Description
Poetry. "Move over Edward Lear, Lewis Carroll, Dr. Seuss, good old Anon, maybe even William Blake after how many pints of ale. Here's Cody Walker who declaims and bargains an 'icicle for a bicycle,' a 'vale of tears for ten good years.' Political, personal, this book is playful, pithy, outrageously out of style (omg-less rhyme galore!), this gathering a dark, endearing treasure made by accident and pure will. Beware: 'The LORD shall tickle thee with a feather duster, and boot thee with a tire iron, and goose thee with an actual goose.' Are these slippery inventions—'it all unravels'—really poetry? They come out of its ancient middle distance between wake and sleep and what the hell: they mean." —Marianne Boruch
"In Cody Walker's THE SELF-STYLED NO-CHILD, the poet-father sings to his new baby (read 'Cradle Song' or 'Small Suite' for perfect little servings of delight), but his childlike playfulness has an internal source, too. The light verses in Walker's new collection often have dark edges to them (see 'The Garden' or 'We Hated Our Lives'), and his social and political satires are unflinching.

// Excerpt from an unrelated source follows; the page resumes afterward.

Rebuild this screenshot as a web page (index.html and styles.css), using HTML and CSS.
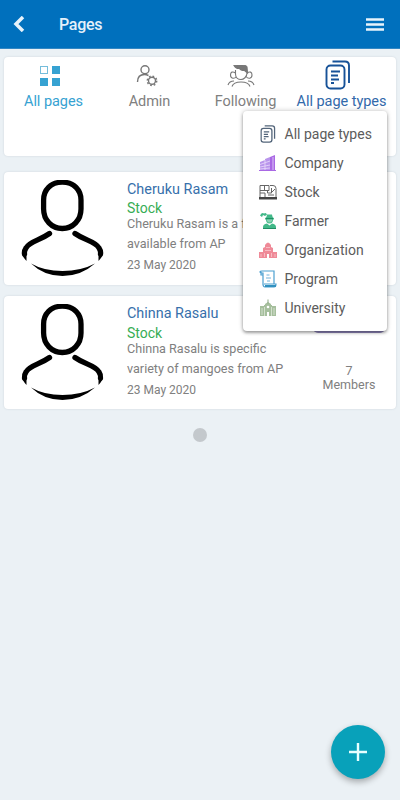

Still, this word-wizard with a genius for rhyme reminds us of how irrepressibly joy remains." —Mary Jo Salter
Author Bio
Cody Walker was born in Baltimore, Maryland in 1967. He holds a BA from the University of Wisconsin, an MFA from the University of Arkansas, and a PhD from the University of Washington. He received the James Boatwright III Prize for Poetry from Shenandoah in 2003 and a Distinguished Teaching Award from the University of Washington in 2005. A longtime writer-in-residence in Seattle Arts & Lectures' Writers in the Schools program, he was elected Seattle Poet Populist in 2007. As well as his Waywiser poetry collections, Walker is the co-editor of Alive at the Center: Contemporary Poems from the Pacific Northwest (Ooligan Press, 2013). His poems have appeared in The Yale Review, Parnassus, Slate, Poetry Northwest, The Hecht Prize Anthology, and Best American Poetry (2007 and 2015); and his essays have appeared online in The New Yorker and The Kenyon Review. He lives with his family in Ann Arbor, where he teaches English at the University of Michigan.